1. What was important about the Russian Communist Revolution?

The Russian Communist Revolution in Russia was a very important event for the world and its history because it clearly presents the implications of ideological implementation, and that it can be desirable and productive, but with the contrasting argument that the society that it was implemented was not ready for such a change. The main ideology which was conceived was thought to cause positive societal change, and this ideology was Marxist Communism. While many people, including high ranking officials, believed that Marxist Communism could not be successfully implemented in Russia, leaders like Lenin advocated it, and saw no reasons why Marxist Communism could not be applied.

Critical thinkers opposed this ideology and its implementation because they thought that is Marxism was to succeed and be beneficial, it needed to be implemented to the letter. A proper literal Marxist interpretation required the right set of circumstances across the Russian nation before any implementation was made. For example, one such circumstance would be that Russia needed a proletariat (or working class) revolution against the affluent Russian middle class, or the bourgeoisie. The high class went against the idea of Marxism and so needed to be addressed, and the circumstance of the bourgeoisie owning most of the nations production, would be the grounding for a revolution. This revolution would also achieve a greater unification of national identity, and a common goal for all. The revolution would be much easier with the opposition of the ruling bourgeoisie in the minds of the people, and would have a much greater chance of surviving the first stages of implementation, as they new proletariat would be able to write the history of the oppressive rule of the bourgeois.

2. What is the major connection between Fascism and Communism?

While many individuals believe that Fascism and Communism are strictly opposing ideological beliefs, they do actually hold a number of striking similarities, and it can be argued that Marxist and Engel's communism was the precursor, if only partly, to Fascism. While at first glance the nature of rule in a Fascist society seems to mirror exactly the same bourgeoisie rule, and be the thing that Marxism opposed, where power is condensed for only a few, in reality this can be seen as not to be the case. Fascists may agree or disagree with this strict form of governance as central to the Fascist system, but those that agree see the similarities not in the relationship between the rulers and the ruled in a nation, but over the world entirely. In this way, it can be seen that a less economically powerful nation is seen in the wider scheme of things, as a proletariat nation amongst nations of more economic power, or in other words, bourgeois nations. Having this kind of view justifies the Fascist inclination, giving the power needed to turn a nation into a Fascist nation, to improve that nation and make it more competitive on the world stage.

3. Explain the nature of Totalitarianism

While we can view Totalitarianism as clearly defined in the Bolshevik Revolution, it in-fact has its historical roots in the French Revolution of the 1800's, and other European political situations around that time. It began as the result of want for drastic and sweeping change across the political, economic and social landscape. The central attribute of Totalitarianism is to promote rapid national growth in industry and commerce, without thought of the human costs and the material costs. It is also defined by its rule enforcement, with secret police using terror tactics and draconian forms of punishment to keep the citizens under control, the productivity of the nation high, and the rulers in power. For example, there would be Collectivized agriculture to maintain political control, and control over productivity, and likewise the control over social, intellectual and political life. Totalitarianism is thus the creation of a large scale political movement that participates not in decision making, but rather in the fruition of those decisions, with the guise of social motivation as opposed to private motivation and self-interest.

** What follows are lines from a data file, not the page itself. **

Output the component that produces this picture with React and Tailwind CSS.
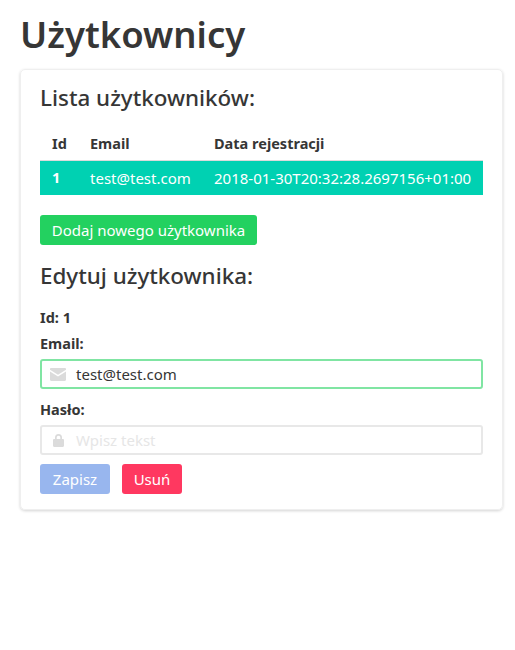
import React from 'react';

const MailIcon = () => (
  <svg className="w-4 h-[13px] text-[#dbdbdb]" viewBox="0 0 16 13" fill="currentColor">
    <path d="M0 1.2C0 .5.5 0 1.2 0h13.6C15.5 0 16 .5 16 1.2v.5L8 6.800 0 1.700v-.5z" />
    <path d="M0 3.400v8.400c0 .7.5 1.200 1.200 1.200h13.600c.7 0 1.200-.5 1.200-1.200V3.400L8 8.500 0 3.400z" />
  </svg>
);

const LockIcon = () => (
  <svg className="w-[11px] h-[13px] text-[#dbdbdb]" viewBox="0 0 11 13" fill="currentColor">
    <path d="M2 5V3.500a3.500 3.500 0 017 0V5h.8c.7 0 1.200.5 1.200 1.200v5.600c0 .7-.5 1.200-1.200 1.200H1.200C.5 13 0 12.500 0 11.800V6.200C0 5.500.5 5 1.200 5H2zm1.700 0h3.600V3.500a1.800 1.800 0 00-3.600 0V5z" />
  </svg>
);

const App = () => {
  return (
    <div className="min-h-[650px] bg-white px-5 pt-[11px] text-[#363636] font-['Noto_Sans','Open_Sans',sans-serif] text-[15px]">
      <h1 className="text-[36.5px] leading-[46px] font-semibold mb-[12px]">Użytkownicy</h1>

      <div className="w-[483px] rounded-[5px] border border-[#efefef] shadow-[0_1px_3px_rgba(10,10,10,0.18)] px-[19px] pt-[14px] pb-[15px]">
        <h2 className="text-[22.4px] leading-[28px] font-medium text-[#363636] mb-[17px]">Lista użytkowników:</h2>

        <table className="w-full border-collapse">
          <thead>
            <tr className="text-left">
              <th className="w-[38px] pl-3 h-[31px] font-bold text-[14.5px]">Id</th>
              <th className="w-[124px] h-[31px] pl-3 font-bold text-[14.5px]">Email</th>
              <th className="pl-3 h-[31px] font-bold text-[14.5px]">Data rejestracji</th>
            </tr>
          </thead>
          <tbody>
            <tr className="bg-[#00d1b2] text-white border-t border-[#dbdbdb]">
              <td className="pl-3 h-[35px] font-bold text-[14.5px]">1</td>
              <td className="pl-3 h-[35px] text-[15px]">test@test.com</td>
              <td className="pl-3 h-[35px] text-[15px] whitespace-nowrap">2018-01-30T20:32:28.2697156+01:00</td>
            </tr>
          </tbody>
        </table>

        <button className="block mt-5 h-[30px] w-[217px] rounded-[3px] bg-[#23d160] text-white text-[15px]">
          Dodaj nowego użytkownika
        </button>

        <h2 className="text-[22.4px] leading-[28px] font-medium mt-[17px] mb-[18px]">Edytuj użytkownika:</h2>

        <div className="font-bold text-[14.5px] leading-[19px] mb-[7px]">Id: 1</div>

        <label className="block font-bold text-[14.5px] leading-[19px] mb-[6px]">Email:</label>
        <div className="flex items-center h-[30px] rounded-[3px] border-2 border-[#80e5a3] mb-[11px]">
          <span className="w-[34px] pl-2 flex shrink-0"><MailIcon /></span>
          <span className="text-[15px]">test@test.com</span>
        </div>

        <label className="block font-bold text-[14.5px] leading-[19px] mb-[6px]">Hasło:</label>
        <div className="flex items-center h-[30px] rounded-[3px] border-2 border-[#e8e8e8] mb-[9px]">
          <span className="w-[34px] pl-[11px] flex shrink-0"><LockIcon /></span>
          <span className="text-[15px] text-[#e6e6e6]">Wpisz tekst</span>
        </div>

        <div className="flex gap-3">
          <button className="h-[30px] w-[70px] rounded-[3px] bg-[#98b6ee] text-white text-[15px]">Zapisz</button>
          <button className="h-[30px] w-[60px] rounded-[3px] bg-[#ff3860] text-white text-[15px]">Usuń</button>
        </div>
      </div>
    </div>
  );
};

export default App;
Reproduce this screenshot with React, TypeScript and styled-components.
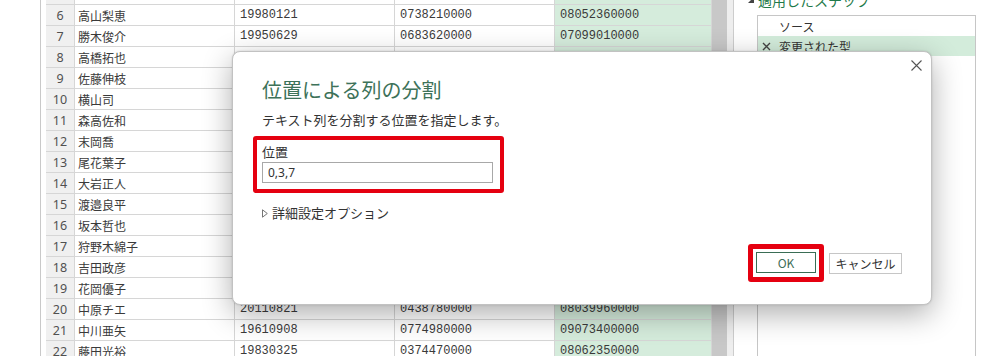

4. How and to what extent does Ideology matter?

Ideology mattered much for society in the 19th century Russian revolution. In this time, there were many Idealist thinkers and philosophers in Russia who held a belief over all other beliefs. That belief was in the power of the idea, and the fact that ideas are highly powerful and influential constructs because without them, existence would be completely different. They argued that this made them more real and significant that everyday life. This was an important notion because it could be easily sympathized by the proletariat class who worked an everyday life. For the big thinkers, idealism meant holding the power of the mind in our hands, so that they could be implemented for the good of the world, from nation to nation, to the world at large.

In the case of the Soviet Union, the demise of Marxist idealism was in the inability of the nation to properly implement these ideas through the rule of Stalin and Lenin. After such a vigorous start by the movement, after a while it was realized that many of the ideals could not be reached, and this caused many people to become jaded and lose faith in the movement. As such, the ground work was laid for the dismantling of the Communist Soviet Union, and the same for the ideals of the Marxist revolution which gave birth to it.